The NFL initially adopted the Rooney Rule in 2003, requiring NFL teams to interview a minority candidate before hiring a head coach. The rule was expanded in 2009 to require NFL teams to interview a minority candidate before hiring a new general manager as well. In 2020 the rule expanded to coordinators, and in 2021 the rule expanded once again to require two minorities to be interviewed for head-coaching vacancies.

Now the league is expanding the Rooney Rule again, at a time when the rule itself is being criticized. Some in the coaching community, most prominently Brian Flores, say all the rule does is lead to teams conducting sham interviews. The league needs not only to ensure the interviews are conducted, but to ensure that the interviews are genuine.

9 responses to “NFL expands Rooney Rule to require interviewing a minority for QB coach vacancies

  1. Why not mandate the Rooney Rule for the entire coaching staff? It would make sense.
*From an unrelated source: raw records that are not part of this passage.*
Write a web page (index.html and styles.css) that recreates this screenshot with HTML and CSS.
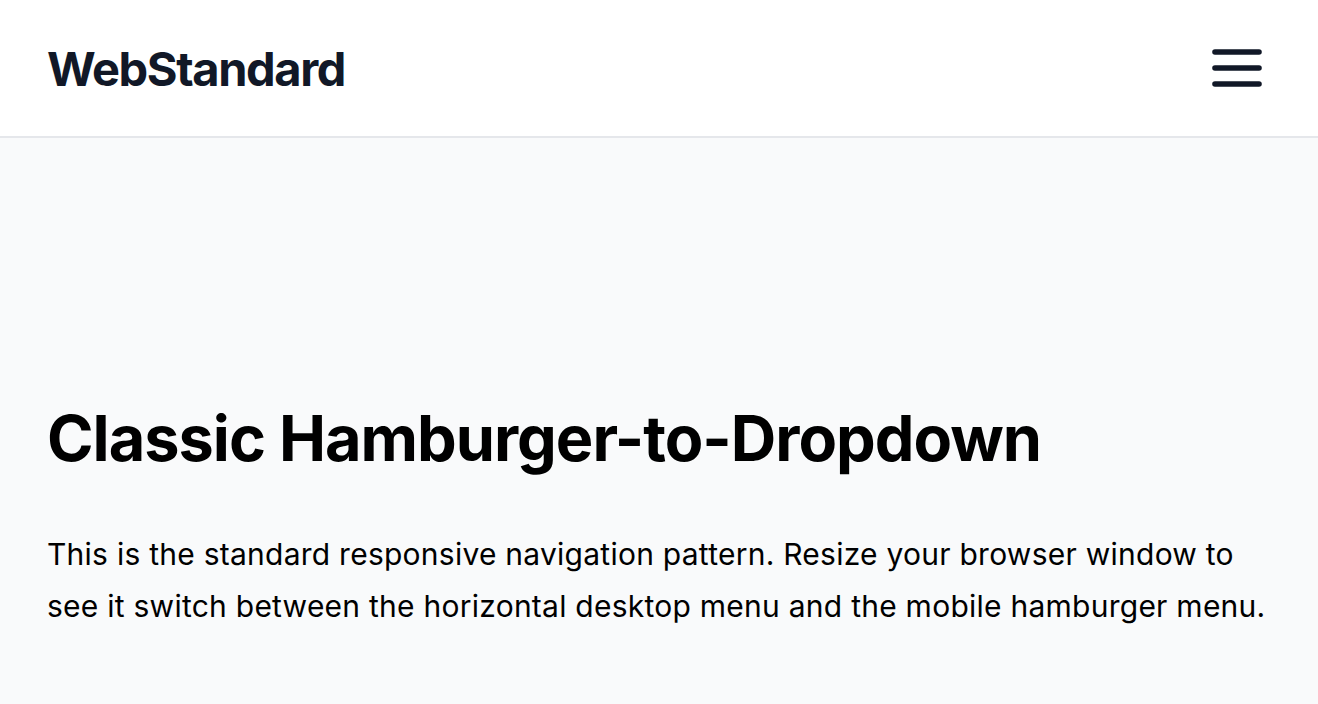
FILE: index.html
```html
<!DOCTYPE html>
<html lang="en">
<head>
<meta charset="utf-8">
<title>WebStandard</title>
<link rel="stylesheet" href="styles.css">
</head>
<body>
<header class="site-header">
  <div class="logo">WebStandard</div>
  <button class="menu-btn" aria-label="Open menu">
    <svg class="menu-icon" viewBox="0 0 50 38" width="50" height="38">
      <path d="M3 3h44M3 19h44M3 35h44" stroke="#111827" stroke-width="5.6" stroke-linecap="round" fill="none"/>
    </svg>
  </button>
</header>
<main class="content">
  <h1 class="title">Classic Hamburger-to-Dropdown</h1>
  <p class="lead">This is the standard responsive navigation pattern. Resize your browser window to see it switch between the horizontal desktop menu and the mobile hamburger menu.</p>
</main>
</body>
</html>
```

FILE: styles.css
```css
html, body {
  margin: 0;
  padding: 0;
  height: 100%;
}
body {
  font-family: Inter, "Noto Sans", sans-serif;
  background: #f9fafb;
  color: #000;
  display: flex;
  flex-direction: column;
}
.site-header {
  background: #fff;
  height: 138px;
  box-sizing: border-box;
  border-bottom: 2px solid #e5e7eb;
  display: flex;
  align-items: center;
  justify-content: space-between;
  padding: 0 56px 0 47px;
  flex-shrink: 0;
}
.logo {
  font-size: 47px;
  font-weight: 700;
  color: #111827;
  letter-spacing: -1.4px;
}
.menu-btn {
  background: none;
  border: 0;
  padding: 0;
  display: flex;
  cursor: pointer;
}
.content {
  padding: 0 47px;
  flex: 1;
}
.title {
  margin: 266px 0 0;
  font-size: 63px;
  font-weight: 700;
  line-height: 1.1;
  letter-spacing: -1px;
}
.lead {
  margin: 55px 0 0;
  font-size: 30px;
  line-height: 52px;
  letter-spacing: 0.25px;
}
```
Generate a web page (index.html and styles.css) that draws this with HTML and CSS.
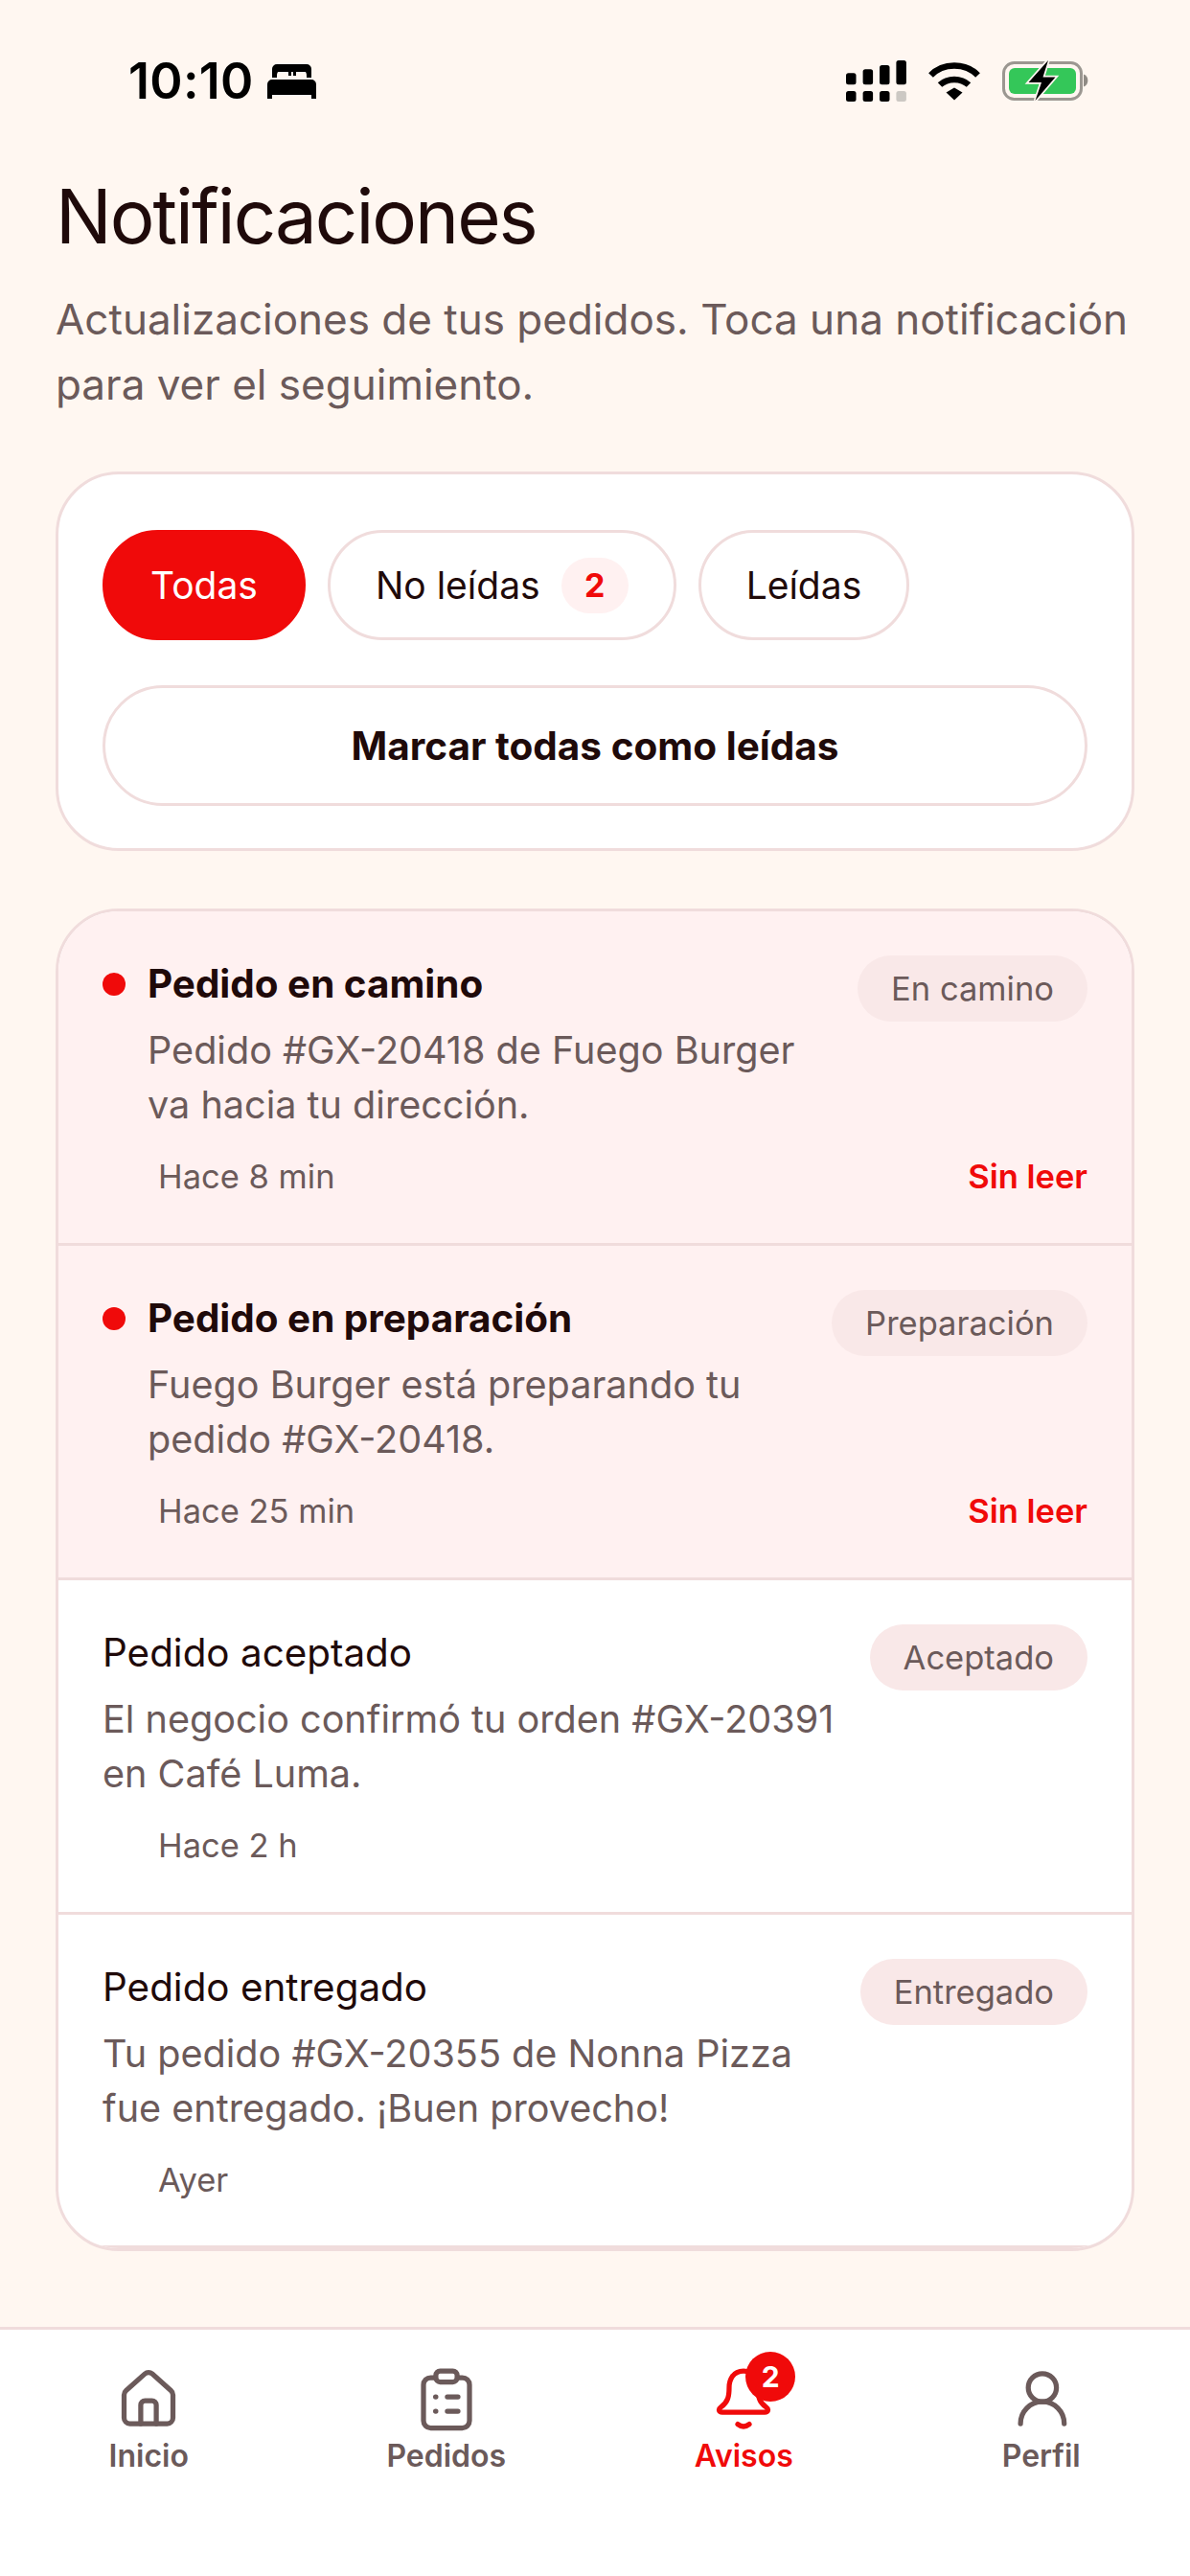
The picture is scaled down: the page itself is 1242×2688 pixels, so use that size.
FILE: index.html
```html
<!DOCTYPE html>
<html lang="es">
<head>
    <meta charset="UTF-8">
    <meta name="viewport" content="width=device-width, initial-scale=1.0">
    <title>Notificaciones</title>
    <link rel="stylesheet" href="styles.css">
</head>
<body>

<div class="page">
    <!-- Status bar -->
    <div class="status-bar">
        <div class="status-left">
            <span class="clock">10:10</span>
            <svg class="bed" width="52" height="36" viewBox="0 0 52 36">
                <path d="M5 14V5a5 5 0 0 1 5-5h31a5 5 0 0 1 5 5v9h-5v-2a6 6 0 0 0-1-4H30v4h-3V8h-2v4h-3V8H11a6 6 0 0 0-1 4v2z"/>
                <path d="M0 21a5 5 0 0 1 5-5h41a5 5 0 0 1 5 5v15h-5v-4H5v4H0z"/>
            </svg>
        </div>
        <div class="status-right">
            <svg width="63" height="43" viewBox="0 0 63 43">
                <rect x="0" y="13.3" width="10.5" height="12" rx="2.5"/>
                <rect x="17.6" y="9.3" width="10.5" height="16" rx="2.5"/>
                <rect x="35" y="5" width="10.5" height="20.300" rx="2.5"/>
                <rect x="52.400" y="0" width="10.5" height="25.300" rx="2.5"/>
                <rect x="0" y="32" width="10.5" height="11" rx="2.5"/>
                <rect x="17.6" y="32" width="10.5" height="11" rx="2.5"/>
                <rect x="35" y="32" width="10.5" height="11" rx="2.5"/>
                <rect x="52.400" y="32" width="10.5" height="11" rx="2.5" fill="#ccc8c3"/>
            </svg>
            <svg width="56" height="41" viewBox="0 0 56 41">
                <path d="M3.500 14.500C16 1 40 1 52.500 14.500" fill="none" stroke="#000" stroke-width="6.500"/>
                <path d="M13 24.500C21 17 35 17 43 24.500" fill="none" stroke="#000" stroke-width="6.500"/>
                <path d="M19.500 32.500L28 27.500L36.500 32.500L28 40.500Z"/>
            </svg>
            <svg width="90" height="44" viewBox="0 0 90 44">
                <rect x="1.500" y="3.500" width="81" height="38" rx="11" fill="none" stroke="#9b9791" stroke-width="3"/>
                <rect x="7" y="9" width="70" height="27" rx="6" fill="#34c759"/>
                <path d="M85 15.500a7 7 0 0 1 0 13z" fill="#8f8b85"/>
                <path d="M48 1L27.500 24H41L34.500 43L55.500 18.500H42.500Z" stroke="#fff7f1" stroke-width="3.500" paint-order="stroke"/>
            </svg>
        </div>
    </div>

    <main class="content">
        <h1 class="title">Notificaciones</h1>
        <p class="subtitle">Actualizaciones de tus pedidos. Toca una notificación para ver el seguimiento.</p>

        <!-- Filters -->
        <section class="card filters">
            <div class="chips">
                <span class="chip active">Todas</span>
                <span class="chip">No leídas <span class="chip-count">2</span></span>
                <span class="chip">Leídas</span>
            </div>
            <div class="mark-all">Marcar todas como leídas</div>
        </section>

        <!-- Notification list -->
        <section class="card list">
            <article class="item unread">
                <div class="item-top">
                    <div class="item-text">
                        <h2 class="item-title"><span class="dot"></span>Pedido en camino</h2>
                        <p class="item-desc">Pedido #GX-20418 de Fuego Burger va hacia tu dirección.</p>
                    </div>
                    <span class="tag">En camino</span>
                </div>
                <div class="item-meta">
                    <span class="time">Hace 8 min</span>
                    <span class="unread-label">Sin leer</span>
                </div>
            </article>
            <article class="item unread">
                <div class="item-top">
                    <div class="item-text">
                        <h2 class="item-title"><span class="dot"></span>Pedido en preparación</h2>
                        <p class="item-desc">Fuego Burger está preparando tu pedido #GX-20418.</p>
                    </div>
                    <span class="tag">Preparación</span>
                </div>
                <div class="item-meta">
                    <span class="time">Hace 25 min</span>
                    <span class="unread-label">Sin leer</span>
                </div>
            </article>
            <article class="item">
                <div class="item-top">
                    <div class="item-text">
                        <h2 class="item-title">Pedido aceptado</h2>
                        <p class="item-desc">El negocio confirmó tu orden #GX-20391 en Café Luma.</p>
                    </div>
                    <span class="tag">Aceptado</span>
                </div>
                <div class="item-meta">
                    <span class="time">Hace 2 h</span>
                </div>
            </article>
            <article class="item">
                <div class="item-top">
                    <div class="item-text">
                        <h2 class="item-title">Pedido entregado</h2>
                        <p class="item-desc">Tu pedido #GX-20355 de Nonna Pizza fue entregado. ¡Buen provecho!</p>
                    </div>
                    <span class="tag">Entregado</span>
                </div>
                <div class="item-meta">
                    <span class="time">Ayer</span>
                </div>
            </article>
        </section>
    </main>

    <!-- Bottom tabs -->
    <nav class="tabs">
        <div class="tab">
            <svg class="tab-icon" viewBox="0 0 24 24">
                <path d="M3.500 11a2 2 0 0 1 .7-1.500L10.700 3.700a2 2 0 0 1 2.600 0L19.800 9.500a2 2 0 0 1 .7 1.500V19a2 2 0 0 1-2 2H5.500a2 2 0 0 1-2-2z"/>
                <path d="M9.300 21V14.500a1.500 1.500 0 0 1 1.500-1.500h2.400a1.500 1.500 0 0 1 1.500 1.500V21"/>
            </svg>
            <span>Inicio</span>
        </div>
        <div class="tab">
            <svg class="tab-icon" viewBox="0 0 24 24">
                <path d="M8 5H6.500a2.500 2.500 0 0 0-2.500 2.500V20a2.500 2.500 0 0 0 2.500 2.500h11A2.500 2.500 0 0 0 20 20V7.500A2.500 2.500 0 0 0 17.500 5H16"/>
                <rect x="8.300" y="2.700" width="7.400" height="3.800" rx="1.500"/>
                <path d="M8.200 11.700h.1M8.200 16.700h.1M12.300 11.700h3.700M12.300 16.700h3.700"/>
            </svg>
            <span>Pedidos</span>
        </div>
        <div class="tab active">
            <div class="tab-icon-wrap">
                <svg class="tab-icon" viewBox="0 0 24 24">
                    <path d="M12 2.700C8.300 2.700 7 5.800 7 8.500C7 11.500 6.600 13.500 4.200 15.200C3 16.100 3.500 17 4.600 17H19.400C20.500 17 21 16.100 19.800 15.200C17.400 13.500 17 11.500 17 8.500C17 5.800 15.700 2.700 12 2.700Z"/>
                    <path d="M10 21.200Q12 22.800 14 21.200"/>
                </svg>
                <span class="tab-badge">2</span>
            </div>
            <span>Avisos</span>
        </div>
        <div class="tab">
            <svg class="tab-icon" viewBox="0 0 24 24">
                <circle cx="12.300" cy="8.500" r="4.900"/>
                <path d="M4.700 21c0-4.200 3.300-7.600 7.600-7.600s7.600 3.400 7.600 7.600"/>
            </svg>
            <span>Perfil</span>
        </div>
    </nav>
</div>

</body>
</html>
```

FILE: styles.css
```css
* {
    box-sizing: border-box;
}
body {
    margin: 0;
    background-color: #fff7f1;
    font-family: Inter, "Noto Sans", sans-serif;
    color: #1f0a0a;
}
.page {
    width: 1242px;
    height: 2688px;
    display: flex;
    flex-direction: column;
    overflow: hidden;
}

/* status bar */
.status-bar {
    height: 150px;
    padding: 62px 106px 0 134px;
    display: flex;
    justify-content: space-between;
    align-items: flex-start;
    flex-shrink: 0;
}
.status-left {
    display: flex;
    align-items: center;
    gap: 14px;
    color: #000;
}
.clock {
    font-size: 52px;
    line-height: 46px;
    font-weight: 600;
    letter-spacing: 0.3px;
}
.status-right {
    display: flex;
    align-items: center;
    gap: 22px;
}

/* header */
.content {
    flex: 1;
    padding: 0 58px;
}
.title {
    margin: 26px 0 0;
    font-size: 78px;
    line-height: 100px;
    font-weight: 400;
    letter-spacing: -2px;
}
.subtitle {
    margin: 23px 0 0;
    font-size: 44px;
    line-height: 68px;
    color: #6b5a5a;
}

/* cards */
.card {
    background-color: #fff;
    border: 3px solid #f0dcdc;
    border-radius: 66px;
}
.filters {
    margin-top: 57px;
    height: 396px;
    padding: 58px 46px 0;
}
.chips {
    display: flex;
    gap: 23px;
}
.chip {
    height: 115px;
    padding: 0 47px;
    display: flex;
    align-items: center;
    gap: 22px;
    border: 3px solid #f0dcdc;
    border-radius: 58px;
    font-size: 39px;
    background-color: #fff;
}
.chip.active {
    background-color: #f00a0a;
    border-color: #f00a0a;
    color: #fff;
}
.chip-count {
    width: 70px;
    height: 58px;
    border-radius: 29px;
    background-color: #fff1f1;
    color: #f00a0a;
    font-size: 34px;
    font-weight: 700;
    display: flex;
    align-items: center;
    justify-content: center;
}
.mark-all {
    margin-top: 47px;
    height: 126px;
    border: 3px solid #f0dcdc;
    border-radius: 63px;
    display: flex;
    align-items: center;
    justify-content: center;
    font-size: 40.5px;
    font-weight: 700;
}

/* notification rows */
.list {
    margin-top: 60px;
    overflow: hidden;
}
.item {
    height: 349px;
    padding: 48px 46px 0;
    border-bottom: 3px solid #f0dcdc;
}
.item:last-child {
    height: 348px;
}
.item.unread {
    background-color: #fff1f1;
}
.item-top {
    display: flex;
    justify-content: space-between;
    align-items: flex-start;
}
.item-text {
    flex: 1;
    min-width: 0;
}
.item-title {
    margin: 0;
    font-size: 40.4px;
    line-height: 56px;
    font-weight: 400;
    display: flex;
    align-items: center;
}
.unread .item-title {
    font-weight: 700;
}
.dot {
    width: 24px;
    height: 24px;
    border-radius: 50%;
    background-color: #f00a0a;
    margin-right: 23px;
}
.item-desc {
    margin: 13px 0 0;
    width: 780px;
    font-size: 39.6px;
    line-height: 57px;
    color: #6b5a5a;
}
.unread .item-desc {
    margin-left: 47px;
    width: 700px;
}
.tag {
    height: 69px;
    margin-top: -2px;
    padding: 0 35px;
    border-radius: 35px;
    background-color: #f9e8e8;
    color: #6b5a5a;
    font-size: 34.5px;
    display: flex;
    align-items: center;
    flex-shrink: 0;
}
.item-meta {
    margin-top: 23px;
    padding-left: 58px;
    display: flex;
    justify-content: space-between;
    align-items: center;
    font-size: 34.5px;
    line-height: 46px;
}
.time {
    color: #6b5a5a;
}
.unread-label {
    color: #f00a0a;
    font-weight: 600;
}

/* bottom tabs */
.tabs {
    height: 260px;
    flex-shrink: 0;
    background-color: #fff;
    border-top: 3px solid #f0dcdc;
    display: grid;
    grid-template-columns: repeat(4, 1fr);
    padding-top: 35px;
}
.tab {
    display: flex;
    flex-direction: column;
    align-items: center;
    color: #6b5a5a;
    font-size: 32px;
    line-height: 40px;
    font-weight: 600;
}
.tab.active {
    color: #f00a0a;
}
.tab-icon-wrap {
    position: relative;
    height: 72px;
}
.tab-icon {
    width: 72px;
    height: 72px;
    fill: none;
    stroke: currentColor;
    stroke-width: 1.75;
    stroke-linecap: round;
    stroke-linejoin: round;
    display: block;
}
.tab > span {
    margin-top: 5px;
}
.tab-badge {
    position: absolute;
    left: 38px;
    top: -12px;
    width: 52px;
    height: 52px;
    border-radius: 50%;
    background-color: #f00a0a;
    color: #fff;
    font-size: 30px;
    font-weight: 700;
    display: flex;
    align-items: center;
    justify-content: center;
}
```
  2. Why expand a rule that is having a negative effect on getting minority head coaches? Handing out token positions and interviews is no way to accomplish equality. If they would have just let things happen naturally there would be at least twice as much diversity among the coaching ranks but the do gooders just have to stick their nose in. All these rules do is give false interviews to candidates which in turn might be teaching them bad habits for interviews.

  3. The Patriots must have known this was coming when they decided to not formally assign coaches to positions.

  4. David – I have been saying this for years. I mean how many coaches got to be a coach because they started as interns and assistant stats guys and worked their way up – a whole bunch. Unless the whole coaching staff is representative of the number of players on the field – no wonder that the supposed cream ie top dogs are what they are.

  5. I can’t tell you how happy I would be to get interviewed for a job I know they didn’t want me for. It’s insulting.